If you're searching for complementary serif fonts to pair with Oswald, you need combinations that balance Oswald's tall, condensed, sans-serif geometry with a serif that adds warmth, readability, and typographic contrast. The right pairing transforms a flat layout into a polished, professional website.

Why Does Oswald Need a Serif Companion?

Oswald is a condensed sans-serif with strong vertical stress and tight letter spacing. It excels at headlines, navigation bars, and display text. However, using Oswald for body copy creates fatigue its narrow forms tire the eye over long paragraphs.

A complementary serif font introduces visual rhythm that Oswald cannot provide on its own. Serifs carry horizontal movement through their strokes and terminals, which counterbalances Oswald's verticality. This contrast is not decorative it is functional hierarchy.

What Makes a Serif Font "Complementary" to Oswald?

Complementary does not mean similar. The best pairings rely on contrast in structure while sharing a compatible tone. Look for these traits in a serif partner:

  • Adequate x-height: The serif should have a generous x-height so it doesn't appear tiny next to Oswald's tall capitals.
  • Moderate stroke contrast: Avoid serifs with extreme thick-thin transitions they clash with Oswald's uniform stroke width.
  • Open counters: Fonts with open letterforms ensure legibility at body text sizes on screens.
  • Neutral to warm personality: Oswald is geometric and cool. A slightly warmer serif softens the overall tone.

Best Complementary Serif Fonts to Pair with Oswald

1. Lora

Lora offers brushed curves and moderate contrast. It reads beautifully at 16–18px body sizes and its calligraphic roots add elegance without formality. Works well for editorial blogs and portfolio sites.

2. Merriweather

Merriweather was designed specifically for screen readability. Its large x-height, open counters, and sturdy serifs make it a reliable body text choice alongside Oswald headings. A practical default for content-heavy sites.

3. Playfair Display

Playfair Display brings high contrast and transitional styling. Use it for subheadings or accent text rather than body copy. Paired with Oswald headlines, it creates a strong editorial hierarchy ideal for magazine-style layouts.

4. Libre Baskerville

A web-optimized Baskerville with excellent screen rendering. Its classical proportions contrast Oswald's modernism effectively. Best for brands that want to convey tradition meets contemporary.

5. Source Serif Pro

Designed to complement Source Sans, this serif also pairs naturally with Oswald. Its rational, clean design avoids competing for attention, making it an understated but effective body font.

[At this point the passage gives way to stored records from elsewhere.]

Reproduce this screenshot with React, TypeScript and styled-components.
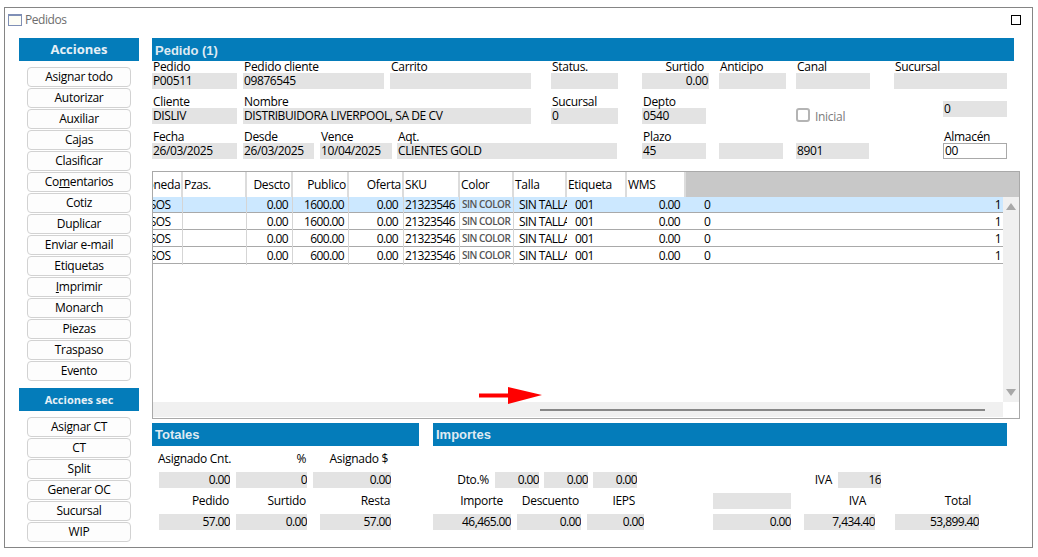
import React from "react";
import styled, { createGlobalStyle } from "styled-components";

const Global = createGlobalStyle`
  html, body { margin: 0; padding: 0; background: #fff; }
  body { font-family: "Open Sans", "Noto Sans", sans-serif; font-size: 12px; color: #000; letter-spacing: -0.3px; }
`;

const Win = styled.div`
  box-sizing: border-box;
  width: 1029px;
  height: 541px;
  margin: 7px 0 0 4px;
  border: 1px solid #858585;
  display: flex;
  flex-direction: column;
`;
const TitleBar = styled.div`
  height: 30px;
  flex: none;
  display: flex;
  align-items: flex-start;
  padding: 6px 11px 0 3px;
  box-sizing: border-box;
  gap: 3px;
`;
const TitleIcon = styled.span`
  box-sizing: border-box;
  width: 14px;
  height: 12px;
  border: 1px solid #7f8fb5;
  border-top-width: 2px;
  background: #fdfdf5;
`;
const TitleText = styled.span`
  color: #6d6d6d;
  font-size: 12px;
  line-height: 12px;
  letter-spacing: -0.45px;
`;
const MaxBox = styled.span`
  box-sizing: border-box;
  width: 10px;
  height: 10px;
  border: 1px solid #000;
  margin: 1px 0 0 auto;
`;
const Body = styled.div`
  display: flex;
  gap: 13px;
  padding-left: 14px;
`;
const Side = styled.div`
  width: 120px;
  flex: none;
  display: flex;
  flex-direction: column;
  align-items: center;
`;
const SideHead = styled.div<{ $size: number }>`
  width: 120px;
  height: 23px;
  background: #047cba;
  color: #e6f0f6;
  font-weight: 700;
  font-size: ${(p) => p.$size}px;
  letter-spacing: 0;
  line-height: 23px;
  text-align: center;
  margin-bottom: 6px;
`;
const BtnStack = styled.div`
  display: flex;
  flex-direction: column;
  gap: 1px;
  margin-bottom: 7px;
`;
const Btn = styled.div`
  box-sizing: border-box;
  width: 104px;
  height: 20px;
  border: 1px solid #d2d2d2;
  border-radius: 4px;
  background: #fdfdfd;
  font-size: 12px;
  line-height: 17px;
  text-align: center;
  u { text-underline-offset: 1px; }
`;
const Main = styled.div`
  width: 868px;
  flex: none;
  display: flex;
  flex-direction: column;
`;
const Head = styled.div<{ $w: number; $lh?: number }>`
  width: ${(p) => p.$w}px;
  flex: none;
  height: 23px;
  box-sizing: border-box;
  padding-left: 3px;
  background: #047cba;
  color: #dfeaf2;
  font-family: "Liberation Sans", Arial, sans-serif;
  font-weight: 700;
  font-size: 13px;
  letter-spacing: 0;
  line-height: ${(p) => p.$lh ?? 24}px;
`;
const FormRow = styled.div`
  display: flex;
  align-items: flex-end;
  margin-bottom: 7px;
`;
const Field = styled.div<{ $w: number; $ml?: number; $mb?: number }>`
  width: ${(p) => p.$w}px;
  margin-left: ${(p) => p.$ml ?? 0}px;
  margin-bottom: ${(p) => p.$mb ?? 0}px;
  flex: none;
`;
const Label = styled.div<{ $right?: boolean }>`
  height: 12px;
  line-height: 12px;
  font-size: 12px;
  white-space: nowrap;
  padding: ${(p) => (p.$right ? "0 5px 0 0" : "0 0 0 1px")};
  text-align: ${(p) => (p.$right ? "right" : "left")};
`;
const Value = styled.div<{ $right?: boolean }>`
  height: 16px;
  line-height: 16px;
  background: #e3e3e3;
  font-size: 12px;
  letter-spacing: -0.4px;
  padding: 0 1px;
  white-space: nowrap;
  overflow: hidden;
  text-align: ${(p) => (p.$right ? "right" : "left")};
`;
const InputBox = styled(Value)`
  box-sizing: border-box;
  background: #fff;
  border: 1px solid #a9a9a9;
  line-height: 14px;
`;
const CheckWrap = styled.div`
  width: 147px;
  height: 16px;
  margin-left: 90px;
  display: flex;
  align-items: flex-start;
  gap: 5px;
  color: #7b7b7b;
`;
const CheckBox = styled.span`
  box-sizing: border-box;
  width: 14px;
  height: 14px;
  flex: none;
  border: 2px solid #b4b4b4;
  border-radius: 3px;
`;
const CheckText = styled.span`
  line-height: 12px;
  margin-top: 3px;
`;

const GridBox = styled.div`
  box-sizing: border-box;
  width: 868px;
  height: 248px;
  margin-top: 5px;
  border: 1px solid #a9a9a9;
  display: flex;
  flex-direction: column;
`;
const columns = "30px 64px 46px 56px 55px 56px 54px 53px 60px 59px";
const HeaderRow = styled.div`
  flex: none;
  height: 25px;
  background: #c8c8c8;
  display: grid;
  grid-template-columns: ${columns};
`;
const HCell = styled.div<{ $right?: boolean }>`
  box-sizing: border-box;
  background: #fff;
  border-right: 2px solid #dcdcdc;
  overflow: hidden;
  white-space: nowrap;
  line-height: 26px;
  padding: 0 ${(p) => (p.$right ? 1 : 0)}px 0 ${(p) => (p.$right ? 0 : 1)}px;
  text-align: ${(p) => (p.$right ? "right" : "left")};
`;
const Scrolled = styled.span<{ $x: number }>`
  display: inline-block;
  margin-left: ${(p) => p.$x}px;
`;
const GridBody = styled.div`
  flex: 1;
  display: grid;
  grid-template-columns: 850px 16px;
  grid-template-rows: 205px 15px;
`;
const RowsArea = styled.div``;
const DataRow = styled.div<{ $sel?: boolean; $h: number }>`
  height: ${(p) => p.$h}px;
  box-sizing: border-box;
  display: grid;
  grid-template-columns: ${columns} 1fr;
  border-bottom: 1px solid #a9a9a9;
  background: ${(p) => (p.$sel ? "#cce8ff" : "#fff")};
  line-height: ${(p) => (p.$sel ? 16 : 18)}px;
  letter-spacing: -0.6px;
`;
const Cell = styled.div<{ $right?: number; $left?: number; $line?: boolean }>`
  box-sizing: border-box;
  overflow: hidden;
  white-space: nowrap;
  padding-right: ${(p) => p.$right ?? 0}px;
  padding-left: ${(p) => p.$left ?? 0}px;
  text-align: ${(p) => (p.$right !== undefined ? "right" : "left")};
  border-right: ${(p) => (p.$line ? "1px solid #d5d5d5" : "0")};
`;
const ColorTag = styled.span<{ $sel?: boolean }>`
  font-size: 10px;
  font-weight: 600;
  color: #555;
  line-height: ${(p) => (p.$sel ? 15 : 17)}px;
  display: block;
  letter-spacing: -0.5px;
`;
const LastCell = styled.div`
  display: flex;
  justify-content: space-between;
  padding: 0 2px 0 18px;
`;
const VScroll = styled.div`
  background: #f0f0f0;
  display: flex;
  flex-direction: column;
  justify-content: space-between;
  align-items: center;
  padding: 6px 0;
`;
const HScroll = styled.div`
  background: #f0f0f0;
  display: flex;
  align-items: center;
  padding-left: 387px;
`;
const Thumb = styled.div`
  width: 445px;
  height: 2px;
  background: #878787;
`;
const RedArrow = styled.svg`
  position: absolute;
  left: 479px;
  top: 387px;
`;
const Bottom = styled.div`
  display: flex;
  gap: 14px;
  margin-top: 4px;
`;
const Panel = styled.div<{ $w: number }>`
  width: ${(p) => p.$w}px;
  flex: none;
`;
const PanelBody = styled.div`
  padding-top: 5px;
`;
const SumRow = styled.div<{ $mt?: number }>`
  display: flex;
  align-items: flex-end;
  margin-top: ${(p) => p.$mt ?? 0}px;
`;
const LabelCell = styled.div<{ $w: number; $ml?: number; $align?: string }>`
  width: ${(p) => p.$w}px;
  margin-left: ${(p) => p.$ml ?? 0}px;
  flex: none;
  height: 16px;
  line-height: 16px;
  white-space: nowrap;
  text-align: ${(p) => p.$align ?? "right"};
`;
const Box = styled(Value)<{ $w: number; $ml?: number }>`
  width: ${(p) => p.$w}px;
  margin-left: ${(p) => p.$ml ?? 0}px;
  flex: none;
  box-sizing: border-box;
  text-align: right;
  padding: 0;
  letter-spacing: -0.6px;
`;

const side1: React.ReactNode[] = [
  "Asignar todo", "Autorizar", "Auxiliar", "Cajas", "Clasificar",
  <>Co<u>m</u>entarios</>, "Cotiz", "Duplicar", "Enviar e-mail", "Etiquetas",
  <><u>I</u>mprimir</>, "Monarch", "Piezas", "Traspaso", "Evento",
];
const side2 = ["Asignar CT", "CT", "Split", "Generar OC", "Sucursal", "WIP"];
const rows = [
  { p: "1600.00", h: 16, sel: true },
  { p: "1600.00", h: 17, sel: false },
  { p: "600.00", h: 17, sel: false },
  { p: "600.00", h: 17, sel: false },
];

export default function App() {
  return (
    <>
      <Global />
      <Win>
        <TitleBar>
          <TitleIcon />
          <TitleText>Pedidos</TitleText>
          <MaxBox />
        </TitleBar>
        <Body>
          <Side>
            <SideHead $size={13}>Acciones</SideHead>
            <BtnStack>{side1.map((b, i) => <Btn key={i}>{b}</Btn>)}</BtnStack>
            <SideHead $size={11}>Acciones sec</SideHead>
            <BtnStack>{side2.map((b) => <Btn key={b}>{b}</Btn>)}</BtnStack>
          </Side>
          <Main>
            <Head $w={862} $lh={26}>Pedido (1)</Head>
            <FormRow>
              <Field $w={85}><Label>Pedido</Label><Value>P00511</Value></Field>
              <Field $w={141} $ml={6}><Label>Pedido cliente</Label><Value>09876545</Value></Field>
              <Field $w={141} $ml={6}><Label>Carrito</Label><Value /></Field>
              <Field $w={67} $ml={20}><Label>Status.</Label><Value /></Field>
              <Field $w={67} $ml={24}><Label $right>Surtido</Label><Value $right>0.00</Value></Field>
              <Field $w={67} $ml={10}><Label>Anticipo</Label><Value /></Field>
              <Field $w={74} $ml={10}><Label>Canal</Label><Value /></Field>
              <Field $w={113} $ml={24}><Label>Sucursal</Label><Value /></Field>
            </FormRow>
            <FormRow>
              <Field $w={85}><Label>Cliente</Label><Value>DISLIV</Value></Field>
              <Field $w={288} $ml={6}><Label>Nombre</Label><Value>DISTRIBUIDORA LIVERPOOL, SA DE CV</Value></Field>
              <Field $w={67} $ml={20}><Label>Sucursal</Label><Value>0</Value></Field>
              <Field $w={64} $ml={24}><Label>Depto</Label><Value>0540</Value></Field>
              <CheckWrap><CheckBox /><CheckText>Inicial</CheckText></CheckWrap>
              <Field $w={64} $mb={7}><Value>0</Value></Field>
            </FormRow>
            <FormRow>
              <Field $w={85}><Label>Fecha</Label><Value>26/03/2025</Value></Field>
              <Field $w={71} $ml={6}><Label>Desde</Label><Value>26/03/2025</Value></Field>
              <Field $w={72} $ml={6}><Label>Vence</Label><Value>10/04/2025</Value></Field>
              <Field $w={220} $ml={5}><Label>Aqt.</Label><Value>CLIENTES GOLD</Value></Field>
              <Field $w={64} $ml={25}><Label>Plazo</Label><Value>45</Value></Field>
              <Field $w={64} $ml={13}><Value /></Field>
              <Field $w={73} $ml={13}><Value>8901</Value></Field>
              <Field $w={64} $ml={74}><Label>Almacén</Label><InputBox>00</InputBox></Field>
            </FormRow>
            <GridBox>
              <HeaderRow>
                <HCell><Scrolled $x={-18}>Moneda</Scrolled></HCell>
                <HCell>Pzas.</HCell>
                <HCell $right>Descto</HCell>
                <HCell $right>Publico</HCell>
                <HCell $right>Oferta</HCell>
                <HCell>SKU</HCell>
                <HCell>Color</HCell>
                <HCell>Talla</HCell>
                <HCell>Etiqueta</HCell>
                <HCell>WMS</HCell>
              </HeaderRow>
              <GridBody>
                <RowsArea>
                  {rows.map((r, i) => (
                    <DataRow key={i} $sel={r.sel} $h={r.h}>
                      <Cell $line><Scrolled $x={-16}>PESOS</Scrolled></Cell>
                      <Cell $line />
                      <Cell $line $right={4}>0.00</Cell>
                      <Cell $line $right={4}>{r.p}</Cell>
                      <Cell $line $right={5}>0.00</Cell>
                      <Cell $line $left={1}>21323546</Cell>
                      <Cell $line $left={2}><ColorTag $sel={r.sel}>SIN COLOR</ColorTag></Cell>
                      <Cell $left={5}>SIN TALLA</Cell>
                      <Cell $left={8}>001</Cell>
                      <Cell $right={6}>0.00</Cell>
                      <LastCell><span>0</span><span>1</span></LastCell>
                    </DataRow>
                  ))}
                </RowsArea>
                <VScroll>
                  <svg width="10" height="7" viewBox="0 0 10 7"><path d="M5 0L10 7H0Z" fill="#a8a8a8" /></svg>
                  <svg width="10" height="7" viewBox="0 0 10 7"><path d="M0 0H10L5 7Z" fill="#a8a8a8" /></svg>
                </VScroll>
                <HScroll><Thumb /></HScroll>
              </GridBody>
            </GridBox>
            <Bottom>
              <Panel $w={267}>
                <Head $w={267}>Totales</Head>
                <PanelBody>
                  <SumRow>
                    <LabelCell $w={80} $ml={6} $align="left">Asignado Cnt.</LabelCell>
                    <LabelCell $w={68}>%</LabelCell>
                    <LabelCell $w={82}>Asignado $</LabelCell>
                  </SumRow>
                  <SumRow $mt={5}>
                    <Box $w={71} $ml={7}>0.00</Box>
                    <Box $w={71} $ml={6}>0</Box>
                    <Box $w={78} $ml={6}>0.00</Box>
                  </SumRow>
                  <SumRow $mt={5}>
                    <LabelCell $w={70} $ml={7}>Pedido</LabelCell>
                    <LabelCell $w={77}>Surtido</LabelCell>
                    <LabelCell $w={84}>Resta</LabelCell>
                  </SumRow>
                  <SumRow $mt={5}>
                    <Box $w={71} $ml={7}>57.00</Box>
                    <Box $w={71} $ml={6}>0.00</Box>
                    <Box $w={71} $ml={13}>57.00</Box>
                  </SumRow>
                </PanelBody>
              </Panel>
              <Panel $w={574}>
                <Head $w={574}>Importes</Head>
                <PanelBody>
                  <SumRow $mt={21}>
                    <LabelCell $w={56}>Dto.%</LabelCell>
                    <Box $w={44} $ml={6}>0.00</Box>
                    <Box $w={44} $ml={5}>0.00</Box>
                    <Box $w={44} $ml={5}>0.00</Box>
                    <LabelCell $w={195}>IVA</LabelCell>
                    <Box $w={43} $ml={6}>16</Box>
                  </SumRow>
                  <SumRow $mt={5}>
                    <LabelCell $w={70}>Importe</LabelCell>
                    <LabelCell $w={76}>Descuento</LabelCell>
                    <LabelCell $w={56}>IEPS</LabelCell>
                    <Box $w={78} $ml={78} />
                    <LabelCell $w={75}>IVA</LabelCell>
                    <LabelCell $w={105}>Total</LabelCell>
                  </SumRow>
                  <SumRow $mt={5}>
                    <Box $w={78}>46,465.00</Box>
                    <Box $w={64} $ml={6}>0.00</Box>
                    <Box $w={57} $ml={6}>0.00</Box>
                    <Box $w={78} $ml={69}>0.00</Box>
                    <Box $w={71} $ml={13}>7,434.40</Box>
                    <Box $w={84} $ml={20}>53,899.40</Box>
                  </SumRow>
                </PanelBody>
              </Panel>
            </Bottom>
          </Main>
        </Body>
      </Win>
      <RedArrow width="63" height="17" viewBox="0 0 63 17">
        <path d="M0 6.5H29L29 0L63 8L29 17V10.5H0Z" fill="#f00" />
      </RedArrow>
    </>
  );
}
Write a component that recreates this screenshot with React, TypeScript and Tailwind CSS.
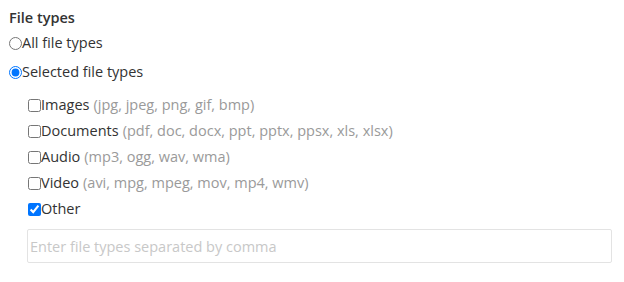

How to Choose Based on Your Project

Different projects demand different pairing personalities. Consider these conditions:

  • Brand personality: A creative agency benefits from Oswald + Playfair Display. A law firm might prefer Oswald + Libre Baskerville.
  • Content density: Long-form articles need Merriweather or Source Serif Pro for sustained readability. Landing pages with minimal copy can handle Playfair Display more liberally.
  • Audience age and device: Older audiences and mobile-first users require larger x-height serifs like Merriweather. Desktop-heavy audiences have more flexibility.
  • Tone of voice: Warm and approachable pairs with Lora. Authoritative and refined pairs with Libre Baskerville.

Common Mistakes When Pairing Fonts with Oswald

  1. Using two condensed fonts together: Avoid pairing Oswald with another narrow typeface. The layout feels suffocated.
  2. Neglecting size ratios: Oswald at 48px headings demands a serif body text at no less than 16px. Smaller sizes lose the contrast effect.
  3. Ignoring weight matching: If Oswald is set in Regular, the serif body should be Regular too not Light. Mismatched weights create visual imbalance.
  4. Overloading with styles: Limit your palette to Oswald + one serif + one weight variation each. More than three font styles fragments visual cohesion.

Quick Technical Tips

Load both fonts through Google Fonts to keep HTTP requests minimal. Set Oswald's letter-spacing slightly positive (0.02–0.05em) at small sizes to improve legibility. For the serif body, maintain a line-height between 1.6 and 1.8 for comfortable reading on screens.

Use font-display: swap in your CSS @font-face declarations to prevent invisible text during loading. Test your pairing across Chrome, Safari, and Firefox rendering differences are real and affect perceived weight.

Pairing Checklist Before You Launch

  1. Confirm the serif reads comfortably at 16px for three consecutive paragraphs on a mobile screen.
  2. Verify heading-to-body size ratio creates clear hierarchy without strain.
  3. Check that both fonts load under 200ms each on a 3G connection.
  4. Test color contrast dark gray (#333) body text on white outperforms pure black for extended reading.
  5. View the pairing on at least two devices and two browsers before finalizing.

The right complementary serif font doesn't just coexist with Oswald it completes it. Choose based on your content needs, test rigorously, and trust the contrast to do its work.